CA Ventures affiliate late on $75M Arlington Heights loan

Special servicer on workout of debt tied to multifamily property in northwest suburbs

CA Ventures Affiliate Late on $75M Arlington Heights Loan
CA Ventures' John Diedrich and SitusAMC CEO Michael Franco with 3401 West Payton Place in Arlington Heights CA Ventures, SitusAMC, Getty, LoopNet)

An affiliate of CA Ventures has fallen behind on payments for a big debt tied to a recently built Arlington Heights apartment complex, one of many sore spots the Chicago-based development firm and its investors are massaging.

The owner of the 263-unit rental asset at 3401 West Payton Place in the northwest suburb of Chicago is between 30 and 59 days delinquent on the $75 million loan the property secured in 2021, according to credit ratings agency DBRS Morningstar.

The loan was originated by an affiliate of San Francisco-based publicly traded TPG Real Estate Finance Trust with an adjustable interest rate, meaning its debt service payments have likely risen in step with this year’s rate increases by the U.S. Federal Reserve.
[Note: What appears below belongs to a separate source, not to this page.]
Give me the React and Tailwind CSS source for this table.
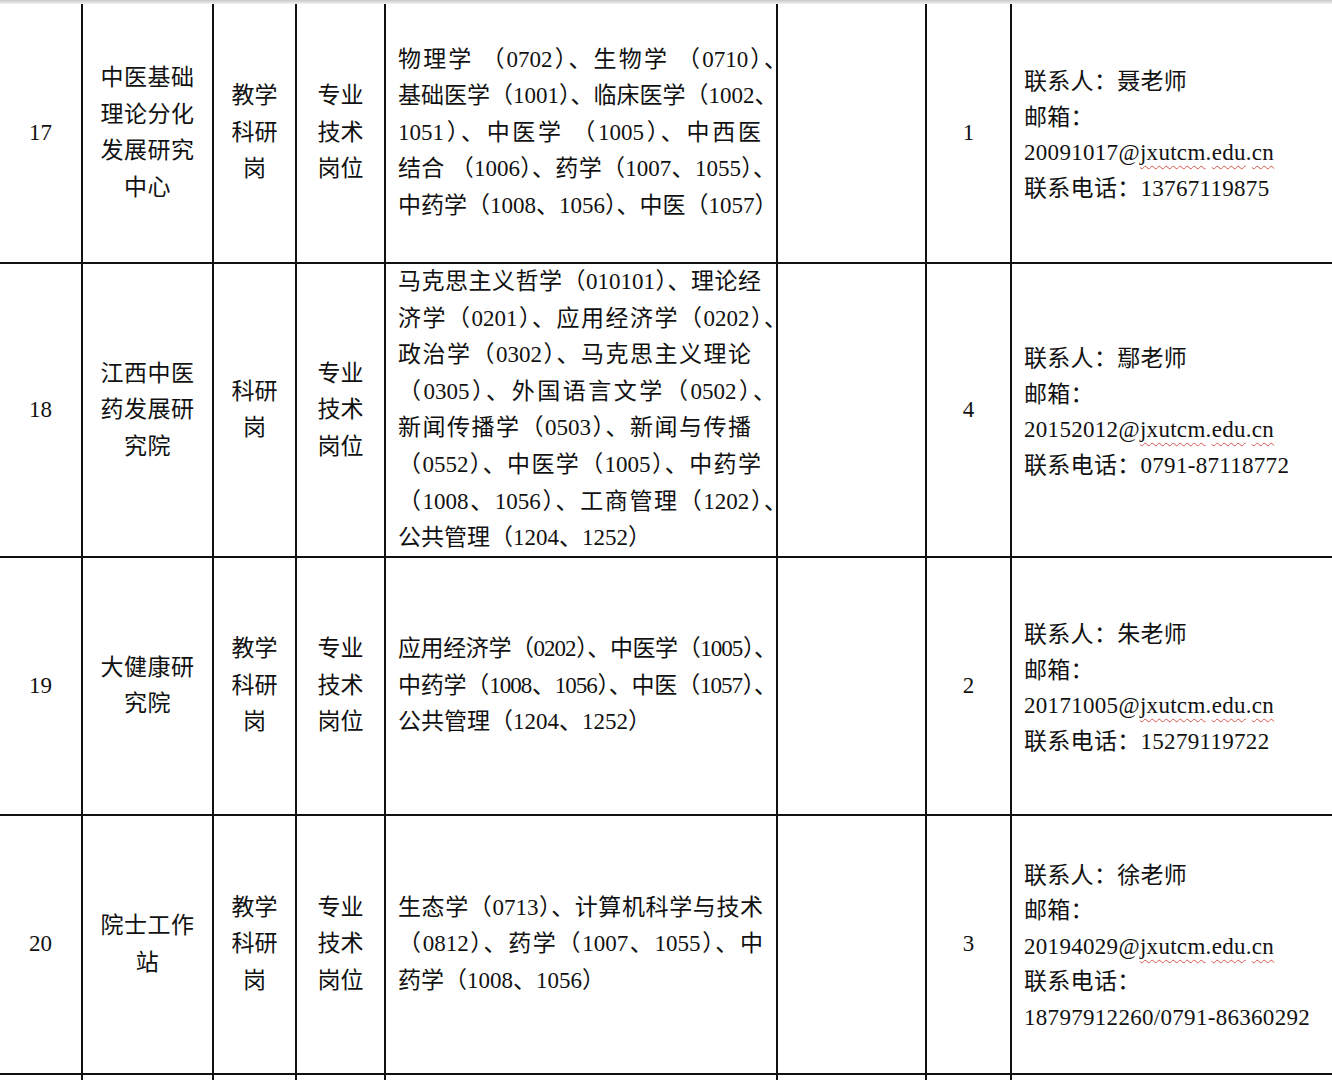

It isn’t scheduled to mature until late 2024.

The five-story structure’s development was undertaken by an affiliate of CA Ventures known as Springbank, which owned the land and brought the development opportunity to a stable of investors that frequently does business with CA Ventures, according to people familiar with the deal.

Ownership of CA Ventures, which is headed by CEO Tom Scott and claims to own assets totaling $10 billion in value worldwide, has been injecting capital into the asset to offset increased operating costs driven by interest rate hikes. Such efforts have been made in an attempt to protect investors that entered the Springbank project, several of whom have put capital into CA Ventures projects.

CA Ventures itself is not an owner of the Arlington Heights project, the firm’s CIO John Diedrich said.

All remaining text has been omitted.